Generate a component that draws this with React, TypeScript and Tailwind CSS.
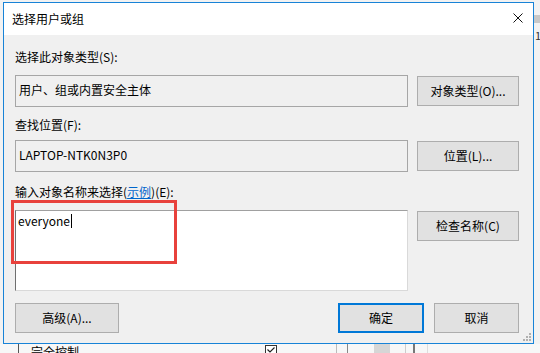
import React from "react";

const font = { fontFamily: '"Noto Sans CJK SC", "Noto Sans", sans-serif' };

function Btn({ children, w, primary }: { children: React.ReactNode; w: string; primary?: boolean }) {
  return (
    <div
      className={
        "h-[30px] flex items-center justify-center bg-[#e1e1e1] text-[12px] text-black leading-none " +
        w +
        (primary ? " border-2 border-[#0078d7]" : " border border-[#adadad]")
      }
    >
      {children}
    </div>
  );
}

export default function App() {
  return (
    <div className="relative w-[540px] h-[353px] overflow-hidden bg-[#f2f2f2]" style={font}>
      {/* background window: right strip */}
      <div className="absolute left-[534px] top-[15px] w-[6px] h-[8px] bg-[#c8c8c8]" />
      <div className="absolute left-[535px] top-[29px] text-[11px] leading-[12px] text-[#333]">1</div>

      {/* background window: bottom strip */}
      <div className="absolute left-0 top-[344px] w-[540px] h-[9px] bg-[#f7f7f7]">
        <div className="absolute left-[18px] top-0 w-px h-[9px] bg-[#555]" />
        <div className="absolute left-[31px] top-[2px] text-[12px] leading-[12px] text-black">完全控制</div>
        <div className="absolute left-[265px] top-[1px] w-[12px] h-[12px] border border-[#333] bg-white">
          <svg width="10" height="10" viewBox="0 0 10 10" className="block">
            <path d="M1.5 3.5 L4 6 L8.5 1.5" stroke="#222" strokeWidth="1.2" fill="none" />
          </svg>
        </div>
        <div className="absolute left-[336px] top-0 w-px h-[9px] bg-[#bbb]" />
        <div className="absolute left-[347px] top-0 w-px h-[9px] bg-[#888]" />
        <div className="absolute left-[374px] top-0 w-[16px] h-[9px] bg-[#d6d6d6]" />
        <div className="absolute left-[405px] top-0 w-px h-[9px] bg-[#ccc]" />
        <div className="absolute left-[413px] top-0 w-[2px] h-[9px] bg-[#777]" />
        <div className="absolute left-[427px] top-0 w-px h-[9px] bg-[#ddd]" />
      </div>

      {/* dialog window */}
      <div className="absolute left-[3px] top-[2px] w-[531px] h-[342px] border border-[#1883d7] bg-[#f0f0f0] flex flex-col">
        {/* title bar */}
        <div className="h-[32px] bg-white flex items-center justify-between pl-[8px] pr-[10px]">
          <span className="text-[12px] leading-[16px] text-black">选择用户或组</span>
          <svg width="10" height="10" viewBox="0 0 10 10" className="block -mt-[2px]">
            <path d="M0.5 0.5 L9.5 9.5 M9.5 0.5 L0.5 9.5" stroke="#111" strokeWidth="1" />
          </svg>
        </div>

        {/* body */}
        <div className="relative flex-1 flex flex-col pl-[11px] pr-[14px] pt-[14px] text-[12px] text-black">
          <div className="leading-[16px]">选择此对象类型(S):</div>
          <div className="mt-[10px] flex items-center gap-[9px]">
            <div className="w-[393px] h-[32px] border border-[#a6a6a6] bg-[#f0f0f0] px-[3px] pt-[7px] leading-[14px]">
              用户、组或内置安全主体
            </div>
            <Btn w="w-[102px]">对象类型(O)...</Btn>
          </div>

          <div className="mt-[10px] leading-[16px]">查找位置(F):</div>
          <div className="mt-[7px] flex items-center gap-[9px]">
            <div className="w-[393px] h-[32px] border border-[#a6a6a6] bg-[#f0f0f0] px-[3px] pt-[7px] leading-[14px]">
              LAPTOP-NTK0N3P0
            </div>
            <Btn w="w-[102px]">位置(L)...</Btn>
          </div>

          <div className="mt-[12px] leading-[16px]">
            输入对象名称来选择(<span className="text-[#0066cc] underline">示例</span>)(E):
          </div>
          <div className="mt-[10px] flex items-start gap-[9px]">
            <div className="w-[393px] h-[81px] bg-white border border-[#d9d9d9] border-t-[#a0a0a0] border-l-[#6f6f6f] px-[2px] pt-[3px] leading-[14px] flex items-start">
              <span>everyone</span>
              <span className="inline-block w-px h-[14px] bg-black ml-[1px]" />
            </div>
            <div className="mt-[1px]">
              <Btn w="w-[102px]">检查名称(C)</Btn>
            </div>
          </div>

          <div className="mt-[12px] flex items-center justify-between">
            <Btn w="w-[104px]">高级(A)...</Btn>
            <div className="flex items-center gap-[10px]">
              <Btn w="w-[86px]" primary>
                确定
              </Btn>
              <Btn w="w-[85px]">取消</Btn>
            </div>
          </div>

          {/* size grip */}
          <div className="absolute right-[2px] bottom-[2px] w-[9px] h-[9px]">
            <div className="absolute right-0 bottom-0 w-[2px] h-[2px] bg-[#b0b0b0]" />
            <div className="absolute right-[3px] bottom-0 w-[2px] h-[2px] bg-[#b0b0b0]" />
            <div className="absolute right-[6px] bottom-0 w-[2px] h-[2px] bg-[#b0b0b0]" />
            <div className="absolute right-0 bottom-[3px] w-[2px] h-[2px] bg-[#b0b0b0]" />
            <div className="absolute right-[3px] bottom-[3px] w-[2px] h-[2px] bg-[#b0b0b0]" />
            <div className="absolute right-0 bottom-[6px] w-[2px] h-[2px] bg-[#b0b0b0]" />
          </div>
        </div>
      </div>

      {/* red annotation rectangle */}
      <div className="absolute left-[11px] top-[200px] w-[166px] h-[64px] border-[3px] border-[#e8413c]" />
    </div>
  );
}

..........

* EXERCISE PROMPT: Print the complete listing exactly, apart from any pictures.

* SOLUTION FOR THIS EXERCISE:
Generate a component that draws this with React, TypeScript and Tailwind CSS.
import React from "react";

const font = { fontFamily: '"Noto Sans CJK SC", "Noto Sans", sans-serif' };

function Btn({ children, w, primary }: { children: React.ReactNode; w: string; primary?: boolean }) {
  return (
    <div
      className={
        "h-[30px] flex items-center justify-center bg-[#e1e1e1] text-[12px] text-black leading-none " +
        w +
        (primary ? " border-2 border-[#0078d7]" : " border border-[#adadad]")
      }
    >
      {children}
    </div>
  );
}

export default function App() {
  return (
    <div className="relative w-[540px] h-[353px] overflow-hidden bg-[#f2f2f2]" style={font}>
      {/* background window: right strip */}
      <div className="absolute left-[534px] top-[15px] w-[6px] h-[8px] bg-[#c8c8c8]" />
      <div className="absolute left-[535px] top-[29px] text-[11px] leading-[12px] text-[#333]">1</div>

      {/* background window: bottom strip */}
      <div className="absolute left-0 top-[344px] w-[540px] h-[9px] bg-[#f7f7f7]">
        <div className="absolute left-[18px] top-0 w-px h-[9px] bg-[#555]" />
        <div className="absolute left-[31px] top-[2px] text-[12px] leading-[12px] text-black">完全控制</div>
        <div className="absolute left-[265px] top-[1px] w-[12px] h-[12px] border border-[#333] bg-white">
          <svg width="10" height="10" viewBox="0 0 10 10" className="block">
            <path d="M1.5 3.5 L4 6 L8.5 1.5" stroke="#222" strokeWidth="1.2" fill="none" />
          </svg>
        </div>
        <div className="absolute left-[336px] top-0 w-px h-[9px] bg-[#bbb]" />
        <div className="absolute left-[347px] top-0 w-px h-[9px] bg-[#888]" />
        <div className="absolute left-[374px] top-0 w-[16px] h-[9px] bg-[#d6d6d6]" />
        <div className="absolute left-[405px] top-0 w-px h-[9px] bg-[#ccc]" />
        <div className="absolute left-[413px] top-0 w-[2px] h-[9px] bg-[#777]" />
        <div className="absolute left-[427px] top-0 w-px h-[9px] bg-[#ddd]" />
      </div>

      {/* dialog window */}
      <div className="absolute left-[3px] top-[2px] w-[531px] h-[342px] border border-[#1883d7] bg-[#f0f0f0] flex flex-col">
        {/* title bar */}
        <div className="h-[32px] bg-white flex items-center justify-between pl-[8px] pr-[10px]">
          <span className="text-[12px] leading-[16px] text-black">选择用户或组</span>
          <svg width="10" height="10" viewBox="0 0 10 10" className="block -mt-[2px]">
            <path d="M0.5 0.5 L9.5 9.5 M9.5 0.5 L0.5 9.5" stroke="#111" strokeWidth="1" />
          </svg>
        </div>

        {/* body */}
        <div className="relative flex-1 flex flex-col pl-[11px] pr-[14px] pt-[14px] text-[12px] text-black">
          <div className="leading-[16px]">选择此对象类型(S):</div>
          <div className="mt-[10px] flex items-center gap-[9px]">
            <div className="w-[393px] h-[32px] border border-[#a6a6a6] bg-[#f0f0f0] px-[3px] pt-[7px] leading-[14px]">
              用户、组或内置安全主体
            </div>
            <Btn w="w-[102px]">对象类型(O)...</Btn>
          </div>

          <div className="mt-[10px] leading-[16px]">查找位置(F):</div>
          <div className="mt-[7px] flex items-center gap-[9px]">
            <div className="w-[393px] h-[32px] border border-[#a6a6a6] bg-[#f0f0f0] px-[3px] pt-[7px] leading-[14px]">
              LAPTOP-NTK0N3P0
            </div>
            <Btn w="w-[102px]">位置(L)...</Btn>
          </div>

          <div className="mt-[12px] leading-[16px]">
            输入对象名称来选择(<span className="text-[#0066cc] underline">示例</span>)(E):
          </div>
          <div className="mt-[10px] flex items-start gap-[9px]">
            <div className="w-[393px] h-[81px] bg-white border border-[#d9d9d9] border-t-[#a0a0a0] border-l-[#6f6f6f] px-[2px] pt-[3px] leading-[14px] flex items-start">
              <span>everyone</span>
              <span className="inline-block w-px h-[14px] bg-black ml-[1px]" />
            </div>
            <div className="mt-[1px]">
              <Btn w="w-[102px]">检查名称(C)</Btn>
            </div>
          </div>

          <div className="mt-[12px] flex items-center justify-between">
            <Btn w="w-[104px]">高级(A)...</Btn>
            <div className="flex items-center gap-[10px]">
              <Btn w="w-[86px]" primary>
                确定
              </Btn>
              <Btn w="w-[85px]">取消</Btn>
            </div>
          </div>

          {/* size grip */}
          <div className="absolute right-[2px] bottom-[2px] w-[9px] h-[9px]">
            <div className="absolute right-0 bottom-0 w-[2px] h-[2px] bg-[#b0b0b0]" />
            <div className="absolute right-[3px] bottom-0 w-[2px] h-[2px] bg-[#b0b0b0]" />
            <div className="absolute right-[6px] bottom-0 w-[2px] h-[2px] bg-[#b0b0b0]" />
            <div className="absolute right-0 bottom-[3px] w-[2px] h-[2px] bg-[#b0b0b0]" />
            <div className="absolute right-[3px] bottom-[3px] w-[2px] h-[2px] bg-[#b0b0b0]" />
            <div className="absolute right-0 bottom-[6px] w-[2px] h-[2px] bg-[#b0b0b0]" />
          </div>
        </div>
      </div>

      {/* red annotation rectangle */}
      <div className="absolute left-[11px] top-[200px] w-[166px] h-[64px] border-[3px] border-[#e8413c]" />
    </div>
  );
}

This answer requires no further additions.